Winner. Life scientist Cornelia Bargmann of Rockefeller University was one winner of a new $3 million prize.

Zach Veilleux/The Rockefeller University

Eleven scientists became multimillionaires this morning when they were named the first winners of the new Breakthrough Prize in Life Sciences. Each researcher, whose specialties include genetics, stem cells, and cancer, will receive $3 million dollars, more than twice the maximum amount of a Nobel Prize.

Funded by several Silicon Valley entrepreneurs, including Arthur Levinson of Apple, venture capitalist Yuri Milner, and Facebook's Mark Zuckerberg, the Breakthrough Prize aims to "recogniz[e] excellence in research aimed at curing intractable diseases and extending human life," according to the foundation's Web site.

The first group of winners includes Cornelia I. Bargmann of Rockefeller University in New York City; David Botstein of Princeton University; Lewis C. Cantley of Weill Cornell Medical College in New York City; Hans Clevers of the Hubrecht Institute in the Netherlands; Napoleone Ferrara of the University of California, San Diego; Titia de Lange of Rockefeller University; Eric S. Lander of Harvard University and the Massachusetts Institute of Technology (MIT) in Cambridge; Charles L. Sawyers of Memorial Sloan-Kettering Cancer Center in New York City; Bert Vogelstein of Johns Hopkins University in Baltimore, Maryland; Robert A. Weinberg of MIT; and the 2012 Nobel laureate Shinya Yamanaka of Kyoto University and the Gladstone Institutes in San Francisco.
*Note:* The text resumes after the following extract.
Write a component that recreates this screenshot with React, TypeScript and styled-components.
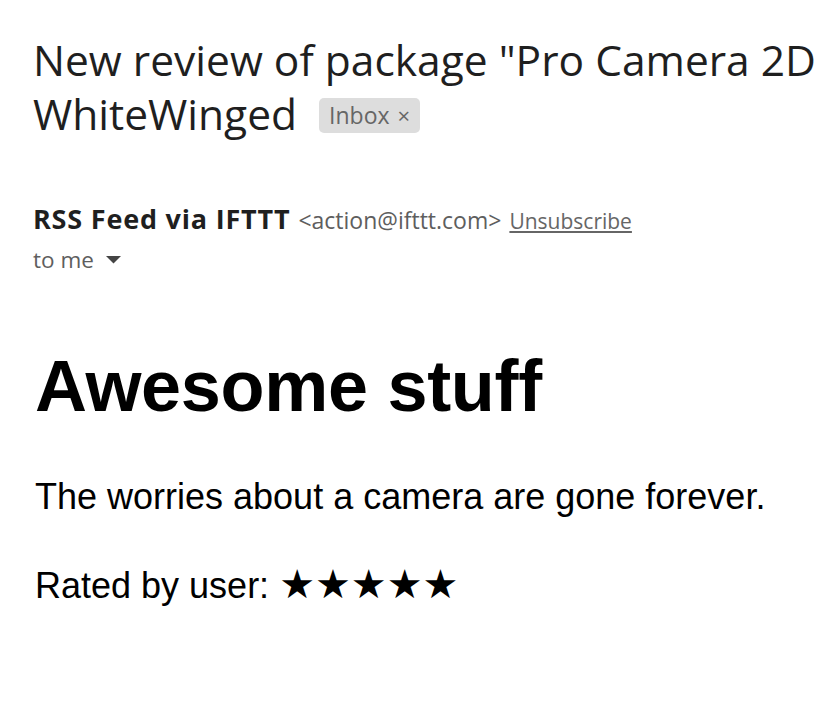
import styled, { createGlobalStyle } from "styled-components";

const GlobalStyle = createGlobalStyle`
  html, body {
    margin: 0;
    padding: 0;
    background: #ffffff;
    overflow: hidden;
  }
`;

const Page = styled.div`
  width: 826px;
  height: 706px;
  overflow: hidden;
  padding: 33px 0 0 33px;
  box-sizing: border-box;
`;

const Subject = styled.h2`
  margin: 0;
  font-family: "Open Sans", Roboto, sans-serif;
  font-size: 42.5px;
  line-height: 54px;
  font-weight: 400;
  color: #1f1f1f;
`;

const SubjectLine = styled.span`
  display: block;
  white-space: nowrap;
`;

const Chip = styled.span`
  display: inline-flex;
  align-items: center;
  gap: 8px;
  height: 35px;
  padding: 0 10px;
  margin-left: 22px;
  border-radius: 5px;
  background: #dddddd;
  color: #666666;
  font-size: 23px;
  vertical-align: 6px;
`;

const ChipClose = styled.span`
  font-size: 22px;
  line-height: 1;
`;

const Sender = styled.div`
  margin-top: 62px;
  font-family: "Open Sans", Roboto, sans-serif;
`;

const FromRow = styled.div`
  display: flex;
  align-items: baseline;
  gap: 8px;
  line-height: 32px;
  white-space: nowrap;
`;

const Name = styled.span`
  font-size: 27px;
  font-weight: 700;
  letter-spacing: 0.8px;
  color: #1f1f1f;
`;

const Address = styled.span`
  font-size: 23px;
  color: #5e5e5e;
`;

const Unsubscribe = styled.a`
  font-size: 21px;
  color: #666666;
  text-decoration: underline;
`;

const ToRow = styled.div`
  display: flex;
  align-items: center;
  gap: 12px;
  margin-top: 8px;
  line-height: 30px;
  font-size: 22.5px;
  color: #5e5e5e;
`;

const Body = styled.div`
  display: flex;
  flex-direction: column;
  margin-top: 70px;
  padding-left: 2px;
  font-family: "Liberation Sans", Arial, sans-serif;
  color: #000000;
`;

const Heading = styled.h1`
  margin: 0 0 44px;
  font-size: 72px;
  font-weight: 700;
  line-height: 1.15;
  letter-spacing: -0.3px;
`;

const Paragraph = styled.p`
  margin: 0 0 37px;
  font-size: 36px;
  line-height: 50px;
`;

const Stars = styled.span`
  font-family: "DejaVu Sans", sans-serif;
  font-size: 40px;
`;

export default function App() {
  return (
    <>
      <GlobalStyle />
      <Page>
        <Subject>
          <SubjectLine>New review of package "Pro Camera 2D</SubjectLine>
          <SubjectLine>
            WhiteWinged
            <Chip>
              Inbox<ChipClose>×</ChipClose>
            </Chip>
          </SubjectLine>
        </Subject>
        <Sender>
          <FromRow>
            <Name>RSS Feed via IFTTT</Name>
            <Address>&lt;action@ifttt.com&gt;</Address>
            <Unsubscribe>Unsubscribe</Unsubscribe>
          </FromRow>
          <ToRow>
            to me
            <svg width="15" height="8" viewBox="0 0 15 8">
              <path d="M0 0 L15 0 L7.5 7.5 Z" fill="#444444" />
            </svg>
          </ToRow>
        </Sender>
        <Body>
          <Heading>Awesome stuff</Heading>
          <Paragraph>The worries about a camera are gone forever.</Paragraph>
          <Paragraph>
            Rated by user: <Stars>★★★★★</Stars>
          </Paragraph>
        </Body>
      </Page>
    </>
  );
}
"I was a bit stunned, not only by the magnitude of the prize," but also by being counted among an outstanding group of researchers, says Ferrara, who won for his work on blood vessel growth in tumors. "It is a great honor to be in this group."

Bargmann, who studies the influence of genetics and the environment on the nervous system, agrees, saying she was particularly pleased to win alongside Weinberg, who was her Ph.D. adviser at MIT. "How great is that?"

Neither winner has decided how they will use the prize money, though Bargmann says she's thinking about doing something to promote conservation in the developing world. Ferrara, for his part, says, "I'm not going to Las Vegas, that's for sure."

The Breakthrough Prize is an outgrowth of Milner's Fundamental Physics Prize, which he inaugurated last summer by awarding nine theoretical physicists $3 million dollars each. He followed up a few months later with additional prizes for Stephen Hawking and the teams of experimental physicists behind the discovery of the Higgs boson at CERN. Like the physics prize, the new life sciences prize is already drawing criticism for focusing on already established researchers. "Breakthrough scientific research doesn't come from just a handful of scientists who have already made a name for themselves, but from collaborations between many researchers," Eva Amsen writes on the developmental biology blog The Node. "Preserving a broad network of researchers may in the long run be more rewarding than only awarding the top talent."

That concern may be addressed in the coming years, when recipients will be selected by previous winners. Ferrara, for one, says he will be looking particularly at "rising stars" when selecting future winners, whereas Bargmann says she's hoping to recognize "exciting advances that make a difference." Ultimately, the foundation plans to award five Breakthrough Prizes per year.